In about 1920, Juan de la Cierva began experimenting with what he called an 'Autogiro' flying machine combining a conventional aircraft fuselage and a free-wheeling rotor for short take-off and landing. The Autogiro is recognized as the forerunner of the modern helicopter although the principles of helicopter flight are very different using a powered rotor. After testing a series of machines in Spain, Cierva produced his C.6A in 1923 which combined the fuselage of an Avro 504K aircraft powered by a 110 horsepower Le Rhone rotary engine with a four-blade rotor of his own design. The promising performance of this machine prompted H.E Wimperis, the Director of Scientific Research at the British Air Ministry (who later wrote a report leading to the establishment of the CSIR Aeronautical Research Laboratory in Melbourne) to invite Cierva to test and develop the C.6A in Britain. Flight test results at Farnborough were promising and A.V. Roe & Co. Ltd (Avro) received an Air Ministry contract to produce two similar machines using Avro 504 fuselages.

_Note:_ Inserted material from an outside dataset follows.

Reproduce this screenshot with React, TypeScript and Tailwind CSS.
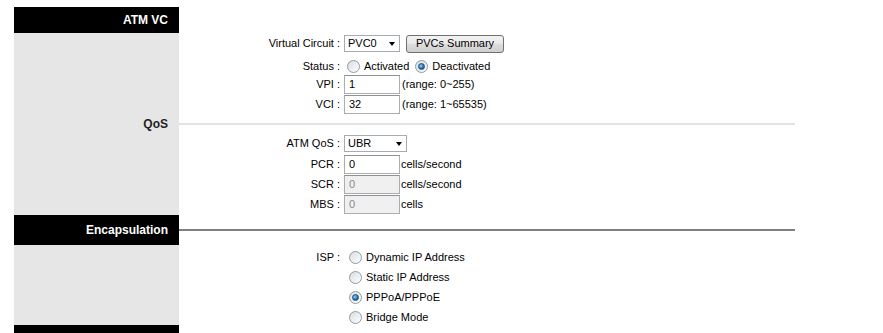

These two machines were built at Hamble as the C.6C (Avro 574) and C.6D (Avro 575) powered by 130 horsepower Clerget rotary engines. The C.6C first flew on 19 June 1926. Small stub wings fitted with ailerons were added to provide better control and take some of the flight load from the rotor blades. The C.6D was later modified as the C.8L and test flown by the noted Australian aviator Bert Hinkler in 1927. Cierva designed a series of increasingly capable Autogiros in the early 1930s which were put into small-scale production by several aircraft manufacturers. Following Cierva's death in an airliner accident in December 1936, the impetus for further development faded and the major manufacturers concentrated on conventional aeroplanes or helicopters.

Model History

This model of the Avro-built Cierva C.6C with stub wings was commissioned by the Museum. It was built by Mr Harold P. Wood at Benalla, Victoria and delivered to the Museum in 1933.